The play is part of the theatre’s “Hunger Cycle,” the latest community-focused play series from Cornerstone, and continues its ongoing work to explore big issues affecting local communities through the performing arts.

Howard says: “I was especially interested in working on a school-based project that looked at food and hunger and learning, that would put us in partnership with public high schools in Los Angeles.”

More than a year ago, Cornerstone entered into a partnership with the Los Angeles High School of the Arts (LAHSA), a pilot school in the Los Angeles Unified School District, with students primarily living within a nine-block radius of the campus. The result? A play by and for students, about students, dialoguing about an issue affecting them most.

Lunch Lady Courage takes its name and much of its inspiration from Mother Courage and Her Children, one of the best-known works by legendary German playwright Bertolt Brecht.

“I was looking for a play where the stakes are high, and Cornerstone has a long relationship with adapting and responding to Brecht,” Howard says. “Mother Courage is about a working woman, a single mother of young children, who sells food, among other things, to soldiers in a war and is really trying to make her way through very difficult circumstances and succeeds and fails at varying moments in the play. It seemed like an exciting opportunity to bring a lot of different interests together.”

As with all of the Hunger Cycle productions, an extensive amount of on-the-ground dialogue and research went into the creation of Lunch Lady Courage. In addition to his work with LAHSA, Howard spent a lot of time researching and talking to students about the school food landscape in a number of LAUSD high schools.  He spent time with a culinary arts program in the district, observed high school farm and garden projects, as well as in a high school where students are creating journalism projects highlighting diabetes and transforming corner stores.

Over the course of creating the play, Howard found a number of conflicting and often mixed perceptions about school food. He heard many negative opinions from people who advised school food service to “just do better.” He says he has come to realize how challenging the conflicting needs that come with running a school can be, and the stigma that affects food service employees.

“That can sometimes manifest in feelings that perhaps folks who work in school food don’t feel respected all the time,” Howard says. “This has been a nice opportunity for LAHSA students to come into contact and conversation with the people who serve their food.” To continue with the community-building, a local food service worker was cast in the production and has served as a consultant for the play and an educator to help students learn what it’s like on the other side of the counter.

The performances will take place on Thursdays through Saturdays beginning Thursday, March 28th and ending Saturday, April 13th, at the Cocoanut Grove Theatre at Robert F. Kennedy Community Schools in Los Angeles. Student performances will also be held on April 3rd and April 10th. Tickets are pay-what-you-can with a suggested donation of $20.

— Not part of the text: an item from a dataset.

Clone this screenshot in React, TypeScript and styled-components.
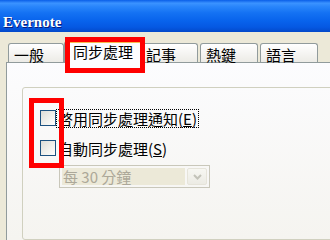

Those interested in furthering the dialogue can join the team at “Thursdays at the Table,” a dialogue with community members, organizations, activists and students on hunger, food equity and nutrition in the community following each Thursday performance of Lunch Lady Courage. Students from Santee High School’s CAKE (Culinary Art Kids Eat) will prepare refreshments. The event is free and general admission.

There is one message in particular with which Howard hopes his audience leaves: the next generation is ready to defend its future.

“Change is happening, and we’re in good hands,” Howard says. “The next generation, wherever these students decide to go in their work and in their careers, important things are happening now — and we can do a lot as adults, as citizens, as voters and taxpayers, to help the next generation finish the work that’s already being done. They’re ready.”